6.4 Build Capacity Across Banks, NBFCs, and MSMEs
Training should not be superficial.
It should be linked to tangible incentives—cheaper refinancing, lower risk weights, or guarantee fee reductions.
6.5 Clarify Impact Measurement Rules
Impact measurement today is expensive and inconsistent.
India needs:
- Unified metrics
- Digital-first monitoring
- Independent verification frameworks
- Outcome certificates integrated with finance
This is where Anaxee’s Climate Infrastructure (Tech for Climate) has a clear role to play with dMRV, last-mile execution, and data transparency.
7. Why This Matters Now: The Climate Investment Gap Is Not Waiting
India needs USD 170 billion per year in climate investment.
Actual flows are barely USD 44 billion.
The gap is too large for public or private capital alone.
Blended finance is one of the few realistic middle paths.
But unless India:
- Fixes regulations
- Reduces transaction costs
- Encourages risk-sharing
- Builds scalable templates
- Brings banks into the design stage
…blended finance will remain where it is today:
a concept with massive potential, but limited real-world deployment.

Conclusion: Blended Finance Must Evolve from Buzzword to Execution Tool
The panel captured something important:
Blended finance is not a panacea—but neither is it optional.
Used well, it can:
- Move markets (like textile recycling and alternative cellulose)
- Enable high-risk innovation (climate-smart agri, circularity, green MSMEs)

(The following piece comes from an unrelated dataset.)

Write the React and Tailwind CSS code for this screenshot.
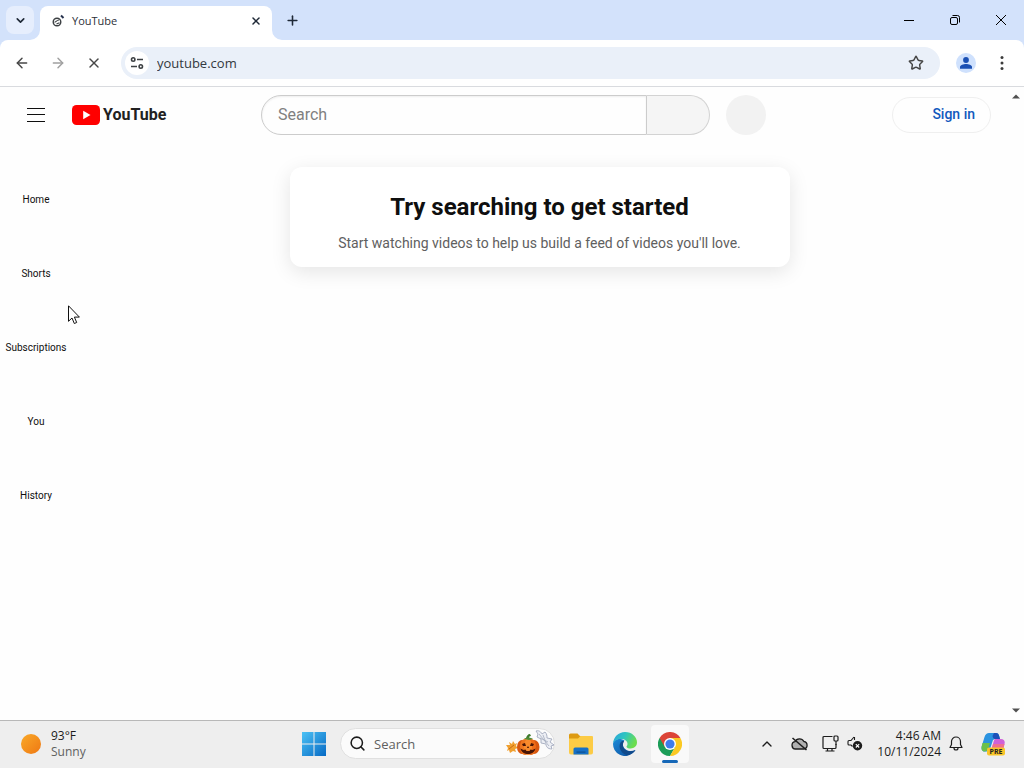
import {
  ArrowLeft,
  ArrowRight,
  ChevronDown,
  ChevronUp,
  Plus,
  Search,
  Star,
  X,
} from 'lucide-react';

const guideItems = ['Home', 'Shorts', 'Subscriptions', 'You', 'History'];

const GlobeIcon = () => (
  <svg viewBox="0 0 14 14" className="h-3.5 w-3.5" fill="none" stroke="#3c4043">
    <circle cx="5" cy="8" r="3.8" strokeWidth="1.4" />
    <path d="M2.500 8.200c1.500-.2 2-2 4.500-2.200M4.500 10l3-1.300" strokeWidth="1.1" />
    <path d="M9 1.500l2.500 2.500" stroke="#26324d" strokeWidth="2" />
  </svg>
);

const SiteSettingsIcon = () => (
  <svg viewBox="0 0 14 14" className="h-3.5 w-3.5" fill="none" stroke="#3c4043" strokeWidth="1.6">
    <circle cx="3.2" cy="3.5" r="1.7" />
    <path d="M7 3.500h6M1 10.500h6" />
    <circle cx="10.8" cy="10.5" r="1.7" />
  </svg>
);

const TabCurve = ({ side }) => (
  <svg
    viewBox="0 0 10 10"
    className={
      side === 'left'
        ? 'absolute -left-2.5 bottom-0 h-2.5 w-2.5'
        : 'absolute -right-2.5 bottom-0 h-2.5 w-2.5'
    }
  >
    <path fill="#fff" d={side === 'left' ? 'M10 0v10H0A10 10 0 0 0 10 0z' : 'M0 0v10h10A10 10 0 0 1 0 0z'} />
  </svg>
);

const TitleBar = () => (
  <header className="flex h-10 shrink-0 items-center bg-[#d3e2fb] pl-1.5 text-[#1f2937]">
    <button
      aria-label="Search tabs"
      className="flex h-7 w-7 items-center justify-center rounded-lg bg-[#e6eefd]"
    >
      <ChevronDown size={13} strokeWidth={3} />
    </button>
    <div className="relative ml-1.5 mt-1.5 flex h-[34px] w-[232px] items-center rounded-t-lg bg-white pb-1 pl-3 pr-2.5">
      <TabCurve side="left" />
      <GlobeIcon />
      <span className="ml-1.5 flex-1 text-[11px] leading-4 text-[#2c3038]">YouTube</span>
      <button aria-label="Close tab" className="flex h-4 w-3 items-center justify-center">
        <X size={12} strokeWidth={3} className="shrink-0" />
      </button>
      <TabCurve side="right" />
    </div>
    <button aria-label="New tab" className="ml-3 flex h-4 w-4 items-center justify-center">
      <Plus size={15} strokeWidth={2.5} className="shrink-0" />
    </button>
    <div className="ml-auto flex text-black">
      <button aria-label="Minimize" className="flex h-10 w-[46px] items-center justify-center">
        <svg viewBox="0 0 10 10" className="h-2.5 w-2.5" stroke="currentColor">
          <path d="M0 5.500h10" />
        </svg>
      </button>
      <button aria-label="Restore" className="flex h-10 w-[46px] items-center justify-center">
        <svg viewBox="0 0 12 12" className="h-3 w-3" fill="none" stroke="currentColor">
          <rect x="1.5" y="3.5" width="7" height="7" rx="1.5" />
          <path d="M3.500 1.500h5a2 2 0 0 1 2 2v5" />
        </svg>
      </button>
      <button aria-label="Close" className="flex h-10 w-[46px] items-center justify-center">
        <svg viewBox="0 0 12 12" className="h-3 w-3" stroke="currentColor">
          <path d="M1 1l10 10M11 1L1 11" />
        </svg>
      </button>
    </div>
  </header>
);

const Toolbar = () => (
  <div className="shrink-0 bg-[#d3e2fb]">
    <nav className="flex h-[47px] items-center rounded-t-lg border-b border-[#d9dbdf] bg-white px-3.5 text-[#474747]">
      <button aria-label="Back">
        <ArrowLeft size={16} strokeWidth={2.2} />
      </button>
      <button aria-label="Forward" className="ml-5 text-[#a0a0a0]">
        <ArrowRight size={16} strokeWidth={2.2} />
      </button>
      <button aria-label="Stop" className="ml-5">
        <X size={16} strokeWidth={2.2} />
      </button>
      <div className="ml-[19px] flex h-8 flex-1 items-center rounded-full bg-[#eaf0f9] pl-1 pr-4">
        <button
          aria-label="Site information"
          className="flex h-6 w-6 items-center justify-center rounded-full bg-white"
        >
          <SiteSettingsIcon />
        </button>
        <input
          aria-label="Address"
          defaultValue="youtube.com"
          className="ml-2 min-w-0 flex-1 bg-transparent text-[13px] leading-5 text-[#333840] outline-none"
        />
        <button aria-label="Bookmark">
          <Star size={16} strokeWidth={2.2} />
        </button>
      </div>
      <button
        aria-label="Profile"
        className="ml-4 flex h-5 w-5 items-center justify-center rounded-full bg-[#cfe1fd]"
      >
        <svg viewBox="0 0 12 12" className="h-3 w-3" fill="#1b50b4">
          <circle cx="6" cy="3" r="2.9" />
          <path d="M0 11.700V10c0-2 3.500-3 6-3s6 1 6 3v1.700z" />
        </svg>
      </button>
      <button aria-label="Menu" className="ml-[18px] flex w-4 justify-center">
        <svg viewBox="0 0 4 16" className="h-4 w-1" fill="#3c3c3c">
          <circle cx="2" cy="2.5" r="1.5" />
          <circle cx="2" cy="8" r="1.5" />
          <circle cx="2" cy="13.5" r="1.5" />
        </svg>
      </button>
    </nav>
  </div>
);

const Masthead = () => (
  <header className="flex h-14 items-center px-4">
    <div className="flex flex-1 items-center">
      <button aria-label="Guide" className="flex h-10 w-10 items-center justify-center">
        <svg viewBox="0 0 18 14" className="h-3.5 w-[18px]" stroke="#0f0f0f">
          <path d="M0 .5h18M0 6.500h18M0 13.500h18" />
        </svg>
      </button>
      <a href="#home" aria-label="YouTube Home" className="ml-4 flex items-center gap-[3px]">
        <svg viewBox="0 0 28 20" className="h-5 w-7">
          <rect width="28" height="20" rx="4.5" fill="#f00" />
          <path d="M11.200 5.700v8.600L18.500 10z" fill="#fff" />
        </svg>
        <span className="text-base font-bold leading-5 text-[#212121]">YouTube</span>
      </a>
    </div>
    <form className="flex w-[525px] items-center pl-5" onSubmit={(e) => e.preventDefault()}>
      <input
        aria-label="Search"
        placeholder="Search"
        className="h-10 min-w-0 flex-1 rounded-l-full border border-[#ccc] pb-0.5 pl-4 text-base shadow-[inset_0_1px_2px_#eee] outline-none placeholder:text-[#808080]"
      />
      <button
        aria-label="Submit search"
        className="h-10 w-[63px] rounded-r-full border border-l-0 border-[#d3d3d3] bg-[#f5f5f5]"
      />
      <button type="button" aria-label="Search with your voice" className="ml-4 h-10 w-10 rounded-full bg-[#f2f2f2]" />
    </form>
    <div className="flex flex-1 justify-end">
      <a
        href="#signin"
        className="flex h-9 w-[99px] items-center justify-end rounded-full border border-[#efefef] pb-0.5 pr-[15px] text-sm font-medium text-[#1259bd]"
      >
        Sign in
      </a>
    </div>
  </header>
);

const GuideEntry = ({ label }) => (
  <a
    href={`#${label.toLowerCase()}`}
    className="flex h-[74px] flex-col items-center justify-end pb-3.5 text-[10px] leading-[14px] text-[#0f0f0f]"
  >
    {label}
  </a>
);

const Page = () => (
  <div className="flex min-h-0 flex-1 bg-[#fefefe] font-['Roboto',sans-serif]">
    <div className="min-w-0 flex-1">
      <Masthead />
      <div className="flex">
        <nav className="w-[72px] pt-1">
          {guideItems.map((label) => (
            <GuideEntry key={label} label={label} />
          ))}
        </nav>
        <main className="flex flex-1 items-start justify-center pt-6">
          <section className="w-full max-w-[500px] rounded-xl bg-white px-6 pb-3.5 pt-6 text-center shadow-[0_5px_20px_rgba(0,0,0,0.1)]">
            <h1 className="text-2xl font-bold leading-8 text-[#0f0f0f]">Try searching to get started</h1>
            <p className="mt-2.5 text-sm leading-5 text-[#606060]">
              Start watching videos to help us build a feed of videos you&apos;ll love.
            </p>
          </section>
        </main>
      </div>
    </div>
    <div className="flex w-[17px] flex-col items-center justify-between py-[7px]">
      <svg viewBox="0 0 8 5" className="h-[5px] w-2" fill="#505050">
        <path d="M0 4.500l4-4 4 4z" />
      </svg>
      <svg viewBox="0 0 8 5" className="h-[5px] w-2" fill="#505050">
        <path d="M0 .5l4 4 4-4z" />
      </svg>
    </div>
  </div>
);

const WindowsLogo = () => (
  <svg viewBox="0 0 24 24" className="h-6 w-6">
    <defs>
      <linearGradient id="win" x1="0" y1="0" x2="1" y2="1">
        <stop offset="0" stopColor="#4cc2f5" />
        <stop offset="1" stopColor="#0669c4" />
      </linearGradient>
    </defs>
    <path fill="url(#win)" d="M0 0h11.500v11.500H0zM12.500 0H24v11.500H12.500zM0 12.500h11.500V24H0zM12.500 12.500H24V24H12.500z" />
  </svg>
);

const PumpkinArt = () => (
  <svg viewBox="0 0 52 28" className="h-7 w-[52px]">
    {/* maple leaf */}
    <path
      d="M4 15l4 0-1-3 3 2 1-3 2 3 2-1-1 3 2 2-3 1 1 3-3-1-3 2-1-3-2 1 1-3z"
      fill="#f0a030"
    />
    <path d="M7 19l5-4" stroke="#c96a12" />
    {/* pumpkin */}
    <g transform="translate(3 0)">
      <ellipse cx="17" cy="17" rx="5" ry="7" fill="#d8570f" />
      <ellipse cx="29" cy="17" rx="5.5" ry="7" fill="#d8570f" />
      <ellipse cx="20" cy="17" rx="5" ry="8" fill="#f0761f" />
      <ellipse cx="26" cy="17" rx="5" ry="8" fill="#ee6c18" />
      <ellipse cx="23" cy="17" rx="4" ry="8" fill="#f98a2c" />
      <path d="M21 9c0-3 2-5 4-5l1 2c-2 0-2 1-2 3z" fill="#3d7a2c" />
      <path d="M19 9c2-2 6-2 9 0l-4 1z" fill="#4f8b35" />
      <path d="M17 14l3-1 1 3h-3zM25 16l1-3 3 1-1 2zM22.500 16.500l1 0 .5 1.500h-2z" fill="#4a1606" />
      <path
        d="M15.500 18.500l3 1.500 2-.5 1 1.500 3 0 1-1.500 2 .5 3-1.500c-1 4-4 5.500-7.500 5.500s-6.500-1.500-7.500-5.500z"
        fill="#4a1606"
      />
    </g>
    {/* bat wing */}
    <path
      d="M34 1c3-1 5 1 6 3l3-2c2 2 2 4 2 6l5 1-2 3 4 3-3 1 1 3c-5 0-6-3-6-5l-5-1 0-4-4-2 1-3z"
      fill="#eceef4"
      stroke="#9aa2b8"
      strokeWidth=".8"
    />
    <path d="M37 4l10 12M41 5l3 8M38 8l8 4" stroke="#a6adbf" strokeWidth=".8" fill="none" />
  </svg>
);

const FolderIcon = () => (
  <svg viewBox="0 0 24 24" className="h-6 w-6">
    <path d="M0 3a1.500 1.500 0 0 1 1.500-1.500h7L11 4h12v6H0z" fill="#dd9a12" />
    <path d="M0 6.500h9L11.500 4H23a1 1 0 0 1 1 1v15.500a2 2 0 0 1-2 2H2a2 2 0 0 1-2-2z" fill="#fccb45" />
    <path d="M4.500 22.500V17a1.500 1.500 0 0 1 1.500-1.500h12a1.500 1.500 0 0 1 1.500 1.500v5.500z" fill="#1670c6" />
    <path d="M7.500 19.500h9v1.200h-9z" fill="#0c4f93" />
  </svg>
);

const EdgeIcon = () => (
  <svg viewBox="0 0 24 24" className="h-6 w-6">
    <defs>
      <linearGradient id="edgeTop" x1="0" y1="0" x2="1" y2=".4">
        <stop offset="0" stopColor="#2a9fe0" />
        <stop offset=".5" stopColor="#2fc5c0" />
        <stop offset="1" stopColor="#6bdd4e" />
      </linearGradient>
      <linearGradient id="edgeLow" x1="0" y1="0" x2="1" y2="1">
        <stop offset="0" stopColor="#1b8ad8" />
        <stop offset="1" stopColor="#0c4d9c" />
      </linearGradient>
    </defs>
    <path d="M0 12a12 12 0 0 0 19.500 9.300c1.200-.9 2.300-2 3-3.300-5 2.500-11.500.5-12.500-4.500-.5-2.500.8-4.500 1.500-5C5 5 .5 8 0 12z" fill="url(#edgeLow)" />
    <path d="M0 11.500C.5 5 5.500 0 12 0c7 0 12 5 12 10.300 0 4-3 6.200-6.200 6.200-2.800 0-4.300-1-4.300-1.800 0-.6 1-.9 1-2.900 0-2.700-2.800-4.800-6.300-4.800C4.300 7 1 8.800 0 11.500z" fill="url(#edgeTop)" />
    <path d="M8.500 9.500c-3.500 3-2.500 11 5.500 13.800 3.500-.3 6.800-2.500 8.500-5.300-5 2.500-12 1-12.600-4.600-.1-1.500.4-3 1.100-4.200-.8-.3-1.800-.1-2.500.3z" fill="#114a8b" />
  </svg>
);

const ChromeIcon = () => (
  <svg viewBox="0 0 24 24" className="h-6 w-6">
    <path d="M12 12L1.600 6A12 12 0 0 0 12 24l5.200-9z" fill="#1c9d58" />
    <path d="M12 6h10.400A12 12 0 0 1 12 24l5.200-9z" fill="#fbc922" />
    <path d="M1.600 6l5.200 9L12 6h10.400A12 12 0 0 0 1.600 6z" fill="#dc4437" />
    <circle cx="12" cy="12" r="6" fill="#fff" />
    <circle cx="12" cy="12" r="4.6" fill="#3e7cec" />
  </svg>
);

const CloudOffIcon = () => (
  <svg viewBox="0 0 17 14" className="h-3.5 w-[17px]" fill="#b0b0b0" stroke="#1c1c1c" strokeWidth="1.3">
    <path d="M4.500 12a3.700 3.700 0 0 1-.6-7.300 5 5 0 0 1 9-.2 3.800 3.800 0 0 1 0 7.500z" />
    <path d="M1.500 1l14 12" strokeWidth="1.6" />
  </svg>
);

const NetworkIcon = () => (
  <svg viewBox="0 0 17 17" className="h-[17px] w-[17px]" fill="none" stroke="#1c1c1c" strokeWidth="1.2">
    <path d="M10.500 1.500H2a1 1 0 0 0-1 1v10a1 1 0 0 0 1 1h11a1 1 0 0 0 1-1V9M5.500 13.500v2.500M10 13.500v2.500M3.500 16h9" />
    <rect x="12" y="1" width="4" height="5" rx="1" />
    <path d="M14 6v4" />
  </svg>
);

const MutedIcon = () => (
  <svg viewBox="0 0 16 15" className="h-[15px] w-4" fill="none" stroke="#1c1c1c" strokeWidth="1.1">
    <path d="M7.500 1v3M7 1L4 4.500H2a1 1 0 0 0-1 1V8a1 1 0 0 0 1 1h2l1.500 1.500" />
    <circle cx="10.5" cy="9.8" r="4.7" fill="#1c1c1c" stroke="none" />
    <path d="M8.800 8.100l3.400 3.400M12.200 8.100l-3.400 3.400" stroke="#fff" />
  </svg>
);

const BellIcon = () => (
  <svg viewBox="0 0 14 15" className="h-[15px] w-3.5" fill="none" stroke="#1c1c1c" strokeWidth="1.2">
    <path d="M1 11.500l1.500-3V5.500a4.500 4.500 0 0 1 9 0v3l1.500 3zM5 12a2 2 0 0 0 4 0" strokeLinejoin="round" />
  </svg>
);

const CopilotIcon = () => (
  <svg viewBox="0 0 24 24" className="h-6 w-6">
    <path d="M8 1h7c2 0 2.600 1 3.200 3l.8 3h-5l-2 1-3 9c-.6 2-2 2.500-4 2.500H3.500C1 19.500 0 17 .8 14L3.500 5C4.300 2.300 6 1 8 1z" fill="#2b93e0" />
    <path d="M1.500 11l7.500 0-1.500 5c-.6 2-2 3.500-4 3.500C1 19.500 0 17 .8 14z" fill="#6bc04b" />
    <path d="M13 1h2c2 0 2.600 1 3.200 3l.8 3h-5c-1.500 0-2-1-2.500-3z" fill="#1c50b8" />
    <path d="M14.500 7H20c3 0 4.300 2 3.500 5l-2 7H10l2.500-9c.5-2 1-3 2-3z" fill="#cf62d8" />
    <path d="M12 12h11.500l-1 4H11z" fill="#f0708f" />
    <rect x="6" y="15.5" width="18" height="8" rx="2" fill="#f9c528" />
    <text x="15" y="22" textAnchor="middle" fontFamily="Noto Sans" fontSize="7" fontWeight="700" fill="#222">
      PRE
    </text>
  </svg>
);

const Taskbar = () => (
  <footer className="flex h-12 shrink-0 items-center border-t border-[#b8b8b8] bg-[#eee] pb-0.5 text-xs leading-4 text-[#1c1c1c]">
    <button className="flex items-center gap-2.5 pl-[21px] text-left">
      <span className="h-5 w-5 rounded-full bg-linear-to-br from-[#f9a928] to-[#ee7712]" />
      <span>
        <span className="block">93°F</span>
        <span className="block text-[#606060]">Sunny</span>
      </span>
    </button>
    <div className="ml-auto flex shrink-0 items-center">
      <button aria-label="Start">
        <WindowsLogo />
      </button>
      <label className="ml-3.5 flex h-[31px] w-[215px] items-center rounded-full border border-[#e0e0e0] bg-[#fbfbfb] pl-2">
        <Search size={17} strokeWidth={2.2} className="shrink-0" />
        <input
          aria-label="Search Windows"
          placeholder="Search"
          className="ml-2 min-w-0 flex-1 bg-transparent text-[13px] outline-none placeholder:text-[#606060]"
        />
        <PumpkinArt />
      </label>
      <button aria-label="File Explorer" className="ml-3.5">
        <FolderIcon />
      </button>
      <button aria-label="Edge" className="ml-5">
        <EdgeIcon />
      </button>
      <button
        aria-label="Chrome"
        className="relative ml-3.5 flex h-[38px] w-[38px] items-center justify-center rounded bg-[#f9f9f9]"
      >
        <ChromeIcon />
        <span className="absolute bottom-0 h-[3px] w-4 rounded-full bg-[#1668b8]" />
      </button>
    </div>
    <div className="flex w-[335px] shrink-0 items-center justify-end pr-[19px]">
      <button aria-label="Hidden icons">
        <ChevronUp size={16} strokeWidth={2} />
      </button>
      <button aria-label="OneDrive" className="ml-4">
        <CloudOffIcon />
      </button>
      <button aria-label="Network" className="ml-3.5">
        <NetworkIcon />
      </button>
      <button aria-label="Volume" className="ml-2">
        <MutedIcon />
      </button>
      <button className="ml-3.5 text-right">
        <span className="block">4:46 AM</span>
        <span className="block">10/11/2024</span>
      </button>
      <button aria-label="Notifications" className="ml-2">
        <BellIcon />
      </button>
      <button aria-label="Copilot" className="ml-[18px]">
        <CopilotIcon />
      </button>
    </div>
  </footer>
);

const App = () => (
  <div className="relative flex h-screen flex-col overflow-hidden font-['Open_Sans','Noto_Sans',sans-serif]">
    <TitleBar />
    <Toolbar />
    <Page />
    <Taskbar />
    <svg viewBox="0 0 12 20" className="pointer-events-none absolute left-[68px] top-[305px] h-5 w-3">
      <path d="M.5.800v15.500l3.500-3.300 2.300 5.500 2.400-1-2.300-5.400h5z" fill="#fff" stroke="#111" />
    </svg>
  </div>
);

export default App;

- Reduce lending rates for smallholder farmers
- Create investable businesses in emerging climate sectors
Used poorly, it becomes:
- A subsidy trap
- A bureaucratic exercise
- A pilot that never scales
- A misaligned risk-sharing tool
India stands at an inflection point.
The ingredients exist—market demand, willing innovators, large anchor buyers, a strong philanthropic ecosystem, and an urgent climate agenda.
What’s missing is regulatory modernization and system-level coordination.
If India gets this right, blended finance can finally move from panel discussions to actual climate transformation.